The Coca-Cola Cos latest  version of the Freestyle system was unveiled earlier this year

The Coca-Cola Co's latest version of the Freestyle system was unveiled earlier this year

It was a chance visit to a Burger King last weekend that made me really appreciate that we in the soft drinks arena might be on the brink of a small revolution. Much of the world may not know it yet, but the way consumers are getting their soft drinks in fast-food outlets, theme parks, cinemas and so on is set to change forever in the coming years.

According to research from Globaldata, the fast-food channel globally sells around 30bn litres of soft drinks a year. So, any change in how drinks are served to consumers with their burgers (or chicken, or... well, anything) should be big news for the industry.

The Coca-Cola Co's Freestyle self-dispense system is gaining momentum. The concept is straightforward: Using a touchscreen, the drinker can choose from dozens of different Coca-Cola products. Not only that, but the option is available for the user to customise their own flavour combinations and experiment with new taste creations.

Freestyle has been around for nine years now, but it was only whilst queuing for a Jalepeno BBQ Double XL that I understood just how big an impact the system is likely to have on the on-premise retail environment. The consumers clustered around the machines were enjoying it, one even had an audience as he blended his own refreshment.

It looked like fun.

I spoke to the manager of the restaurant and he confirmed that consumers did indeed enjoy the experience and were far from phased by the technology. They liked that they could refill at leisure and, most of all, they liked the extra choice.

We shouldn't underestimate the appeal to the consumer of extra choice. Traditionally, the cold drinks selection in most fast-food chains would be limited to a fizzy cola, orange, lemon-lime, juice, bottled water or a milkshake. The Freestyle system now delivers a plethora of options. If you're still not happy, then you can create your own.

Feedback was not all positive, With so much technology involved, the likelihood of breakdown is a consideration. The manager admitted this was an issue and that, every two to three weeks, the machine would develop a fault. That would require an engineer from Coca-Cola to be sent to the site - not a quick process.

Granted, my research was limited to a survey of one, but if your machine breaks down that regularly, then you're going to need to have more than one machine to guarantee your customer's supply. This Burger King outlet had to have three to safeguard itself.

A quick online search of how much a machine costs suggests that, in the US, one will set you back US$20,000 or can be leased for $320 per month. To have three machines adds a considerable outlay to the cost and likely a considerable deterrent for smaller on-premise retailers. Over time, however, technical issues become less of a problem and prices normally fall. In the longer-term, then, the expectation would be that the machines become more accessible to a broader audience.

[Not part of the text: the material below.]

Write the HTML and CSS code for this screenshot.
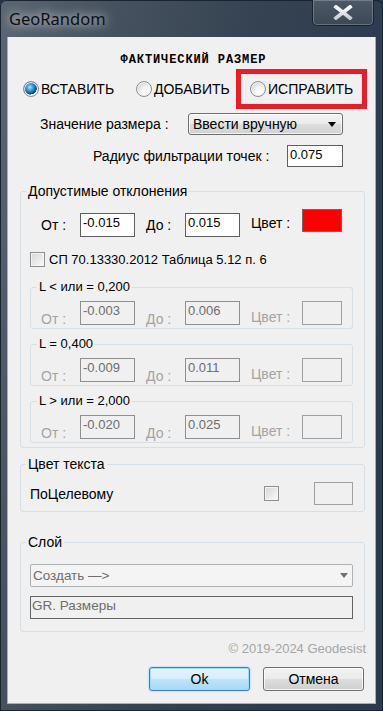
FILE: index.html
```html
<!DOCTYPE html>
<html lang="ru">

<head>
    <meta charset="UTF-8">
    <meta name="viewport" content="width=device-width, initial-scale=1.0">
    <title>GeoRandom</title>
    <link rel="stylesheet" href="styles.css">
</head>

<body>
<div class="window">
    <div class="titlebar">
        <span class="title">GeoRandom</span>
        <span class="close">
            <svg width="20" height="15" viewBox="0 0 20 15">
                <defs>
                    <linearGradient id="xg" x1="0" y1="0" x2="0" y2="1">
                        <stop offset="0" stop-color="#ffffff"/>
                        <stop offset="1" stop-color="#c9ced4"/>
                    </linearGradient>
                </defs>
                <path d="M3 2 L17 13 M17 2 L3 13" stroke="url(#xg)" stroke-width="3.8" stroke-linecap="square" fill="none"/>
            </svg>
        </span>
    </div>

    <div class="client">
        <div class="heading">ФАКТИЧЕСКИЙ РАЗМЕР</div>

        <!-- режим -->
        <div class="modes">
            <label class="radio first"><span class="dot on"></span>ВСТАВИТЬ</label>
            <label class="radio second"><span class="dot"></span>ДОБАВИТЬ</label>
            <span class="mark">
                <label class="radio"><span class="dot"></span>ИСПРАВИТЬ</label>
            </span>
        </div>

        <div class="line size-line">
            <span class="size-label">Значение размера :</span>
            <div class="combo">
                <span>Ввести вручную</span>
                <span class="arrow"></span>
            </div>
        </div>

        <div class="line radius-line">
            <span class="radius-label">Радиус фильтрации точек :</span>
            <div class="box radius-box">0.075</div>
        </div>

        <!-- допуски -->
        <fieldset class="group tolerance">
            <legend>Допустимые отклонения</legend>
            <div class="range main-range">
                <span class="lbl">От :</span>
                <div class="box">-0.015</div>
                <span class="lbl lbl-gap">До :</span>
                <div class="box">0.015</div>
                <span class="lbl lbl-gap color-lbl">Цвет :</span>
                <div class="swatch red"></div>
            </div>

            <label class="check-line">
                <span class="check"></span>
                СП 70.13330.2012 Таблица 5.12 п. 6
            </label>

            <fieldset class="group sub">
                <legend>L &lt; или = 0,200</legend>
                <div class="range off">
                    <span class="lbl">От :</span>
                    <div class="box">-0.003</div>
                    <span class="lbl lbl-gap">До :</span>
                    <div class="box">0.006</div>
                    <span class="lbl lbl-gap color-lbl">Цвет :</span>
                    <div class="swatch"></div>
                </div>
            </fieldset>

            <fieldset class="group sub">
                <legend>L = 0,400</legend>
                <div class="range off">
                    <span class="lbl">От :</span>
                    <div class="box">-0.009</div>
                    <span class="lbl lbl-gap">До :</span>
                    <div class="box">0.011</div>
                    <span class="lbl lbl-gap color-lbl">Цвет :</span>
                    <div class="swatch"></div>
                </div>
            </fieldset>

            <fieldset class="group sub">
                <legend>L &gt; или = 2,000</legend>
                <div class="range off">
                    <span class="lbl">От :</span>
                    <div class="box">-0.020</div>
                    <span class="lbl lbl-gap">До :</span>
                    <div class="box">0.025</div>
                    <span class="lbl lbl-gap color-lbl">Цвет :</span>
                    <div class="swatch"></div>
                </div>
            </fieldset>
        </fieldset>

        <fieldset class="group text-color">
            <legend>Цвет текста</legend>
            <div class="text-row">
                <span class="grow">ПоЦелевому</span>
                <span class="check"></span>
                <div class="swatch"></div>
            </div>
        </fieldset>

        <fieldset class="group layer">
            <legend>Слой</legend>
            <div class="combo off">
                <span>Создать —&gt;</span>
                <span class="arrow"></span>
            </div>
            <div class="box layer-box">GR. Размеры</div>
        </fieldset>

        <div class="copy">© 2019-2024 Geodesist</div>

        <div class="buttons">
            <a class="btn default">Ok</a>
            <a class="btn">Отмена</a>
        </div>
    </div>
</div>
</body>

</html>
```

FILE: styles.css
```css
* {
    margin: 0;
    padding: 0;
    box-sizing: border-box;
}

html, body {
    width: 383px;
    height: 711px;
    overflow: hidden;
}

body {
    font-family: "Liberation Sans", Arial, sans-serif;
    font-size: 14px;
    line-height: 16px;
    color: #000;
    background: #26364a;
}

.window {
    width: 383px;
    height: 711px;
    display: flex;
    flex-direction: column;
    border-radius: 6px 6px 0 0;
    background: linear-gradient(100deg, #5a6672 0%, #46525f 22%, #364352 50%, #2c3b4f 80%, #2a3a4f 100%);
    box-shadow: inset 0 0 0 1px #1a2330;
}

/* заголовок окна */
.titlebar {
    height: 37px;
    display: flex;
    align-items: flex-start;
    justify-content: space-between;
    flex-shrink: 0;
}

.title {
    font-family: "Noto Sans", "Open Sans", sans-serif;
    font-size: 16.5px;
    line-height: 20px;
    padding: 9px 0 0 9px;
    color: #0b0f14;
    text-shadow: 0 0 8px rgba(255, 255, 255, 0.75), 0 0 14px rgba(255, 255, 255, 0.45);
}

.close {
    width: 62px;
    height: 26px;
    margin-right: 9px;
    display: flex;
    align-items: center;
    justify-content: center;
    border: 1px solid rgba(20, 28, 38, 0.9);
    border-top: none;
    border-radius: 0 0 5px 5px;
    box-shadow: inset 0 0 0 1px rgba(255, 255, 255, 0.22);
    background: linear-gradient(#4d5967, #3c4856);
}

.client {
    flex: 1;
    margin: 0 7px 7px 7px;
    padding: 0 8px 0 12px;
    background: #f0f0f0;
    border: 1px solid #a4afba;
    border-top: none;
    display: flex;
    flex-direction: column;
}

.heading {
    margin-top: 16px;
    height: 14px;
    line-height: 14px;
    text-align: center;
    font-family: "Liberation Mono", "DejaVu Sans Mono", monospace;
    font-weight: bold;
    font-size: 12px;
    letter-spacing: 0.9px;
}

/* радиокнопки */
.modes {
    margin-top: 2px;
    height: 40px;
    display: flex;
    align-items: center;
}

.radio {
    display: flex;
    align-items: center;
    gap: 2px;
}

.radio.first {
    margin-left: 3px;
    width: 113px;
}

.radio.second {
    width: 100px;
}

.dot {
    width: 16px;
    height: 16px;
    border-radius: 50%;
    border: 1px solid #8b8d90;
    background: radial-gradient(circle at 65% 70%, #ffffff 0%, #f4f4f4 35%, #cfcfcf 80%, #bdbdbd 100%);
    box-shadow: inset 0 0 0 1px #f6f6f6;
}

.dot.on {
    background:
        radial-gradient(circle at 42% 38%, #bfe6ff 0%, #4fb0ec 20%, #1468b8 45%, #0a3d78 60%, transparent 62%),
        radial-gradient(circle at 65% 70%, #ffffff 0%, #f4f4f4 35%, #cfcfcf 80%, #bdbdbd 100%);
}

.mark {
    width: 131px;
    height: 40px;
    border: 5px solid #ed1c24;
    display: flex;
    align-items: center;
    padding-left: 9px;
}

.line {
    display: flex;
    align-items: center;
    height: 22px;
}

.size-line {
    margin-top: 4px;
}

.size-label {
    margin-left: 20px;
    width: 148px;
}

.combo {
    width: 155px;
    height: 22px;
    border: 1px solid #707070;
    border-radius: 3px;
    background: linear-gradient(#f3f3f3 0%, #ececec 48%, #dddddd 52%, #d2d2d2 100%);
    box-shadow: inset 0 0 0 1px rgba(255, 255, 255, 0.7);
    display: flex;
    align-items: center;
    justify-content: space-between;
    padding: 0 6px 0 4px;
}

.arrow {
    width: 0;
    height: 0;
    border-left: 4.5px solid transparent;
    border-right: 4.5px solid transparent;
    border-top: 5px solid #000;
}

.radius-line {
    margin-top: 10px;
}

.radius-label {
    margin-left: 73px;
    width: 194px;
}

.box {
    width: 55px;
    height: 24px;
    border: 1px solid #5f5f5f;
    background: #fff;
    padding: 1px 2px;
    font-size: 13px;
    line-height: 16px;
}

.radius-box {
    width: 56px;
    height: 22px;
}

/* группы */
.group {
    border: 1px solid #d5dfe5;
    border-radius: 3px;
    margin-right: 2px;
    padding: 0 11px 4px 9px;
}

.group legend {
    margin-left: -4px;
    padding: 0 2px;
    line-height: 16px;
}

.tolerance {
    margin-top: 16px;
}

.range {
    display: flex;
    align-items: flex-start;
}

.main-range {
    margin-top: 10px;
    height: 28px;
    padding-left: 11px;
}

.main-range .box {
    margin-top: 4px;
}

.lbl {
    width: 39px;
    margin-top: 8px;
}

.lbl-gap {
    margin-left: 11px;
}

.color-lbl {
    width: 51px;
    margin-top: 6px;
}

.swatch {
    width: 40px;
    height: 23px;
    border: 1px solid #a0a0a0;
}

.swatch.red {
    background: #ff0000;
    border-color: #6a6a6a;
}

.check-line {
    margin-top: 14px;
    height: 17px;
    display: flex;
    align-items: center;
    gap: 4px;
    font-size: 13px;
}

.check {
    width: 15px;
    height: 15px;
    border: 1px solid #8e8f8f;
    background: linear-gradient(135deg, #d6d6d6 0%, #e8e8e8 50%, #fbfbfb 100%);
    box-shadow: inset 0 0 0 1px #f4f4f4;
    flex-shrink: 0;
}

.sub {
    margin: 11px 0 0 0;
    padding: 0 0 3px 10px;
}

.sub legend {
    font-size: 13px;
}

.sub + .sub {
    margin-top: 7px;
}

.off {
    margin-top: 6px;
    height: 24px;
    color: #a3a3a3;
}

.off .box {
    background: #f0f0f0;
    border-color: #8f8f8f;
    color: #6d6d6d;
}

.off .lbl {
    margin-top: 10px;
}

.off .color-lbl {
    margin-top: 8px;
}

.off .swatch {
    height: 24px;
}

.text-color {
    margin-top: 8px;
    padding-bottom: 6px;
}

.text-row {
    margin-top: 10px;
    height: 23px;
    display: flex;
    align-items: center;
}

.grow {
    flex: 1;
}

.text-row .swatch {
    width: 39px;
    margin-left: 35px;
}

.layer {
    margin-top: 22px;
    padding-bottom: 12px;
}

.combo.off {
    width: 100%;
    height: 23px;
    margin-top: 14px;
    border-color: #adb2b5;
    border-radius: 2px;
    background: #f4f4f4;
    box-shadow: none;
    color: #6d6d6d;
    padding: 0 4px 0 2px;
    font-size: 13.5px;
}

.combo.off .arrow {
    border-top-color: #707070;
}

.layer-box {
    width: 100%;
    height: 23px;
    margin-top: 9px;
    background: #f0f0f0;
    color: #6d6d6d;
    border-color: #646464;
    font-size: 13.5px;
    padding-left: 1px;
}

.copy {
    margin-top: 9px;
    margin-right: 1px;
    text-align: right;
    color: #a5a5a5;
    font-size: 13px;
    line-height: 16px;
}

/* кнопки */
.buttons {
    margin-top: 10px;
    margin-right: 3px;
    display: flex;
    justify-content: flex-end;
    gap: 13px;
}

.btn {
    width: 101px;
    height: 24px;
    border: 1px solid #707070;
    border-radius: 3px;
    display: flex;
    align-items: center;
    justify-content: center;
    color: #000;
    text-decoration: none;
    background: linear-gradient(#f2f2f2 0%, #ebebeb 48%, #dddddd 52%, #cfcfcf 100%);
    box-shadow: inset 0 0 0 1px rgba(255, 255, 255, 0.75);
    cursor: pointer;
}

.btn.default {
    border-color: #3c7fb1;
    background: linear-gradient(#e5f4fc 0%, #d6eefc 48%, #bde4f9 52%, #a7d9f5 100%);
    box-shadow: inset 0 0 0 1px #9ddcf8, 0 0 2px #6fc9f5;
}
```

To a larger, high volume on-premise retailer, the financial advantages of the dispense system are easily calculable. If a staff member serves 20 customers per hour and it takes ten seconds to pour a drink, then they can serve at least one more customer an hour if they no longer have to provide the drinks.

That's probably why the Freestyle machine has already been embraced by many of the big fast-food, theme park and cinema operators. Coca-Cola says that there are now 50,000 machines out in the marketplace. Such has been the popularity of the system that, in 2014, PepsiCo unveiled its own version, Pepsi Spire.

Imitation is the sincerest form of flattery.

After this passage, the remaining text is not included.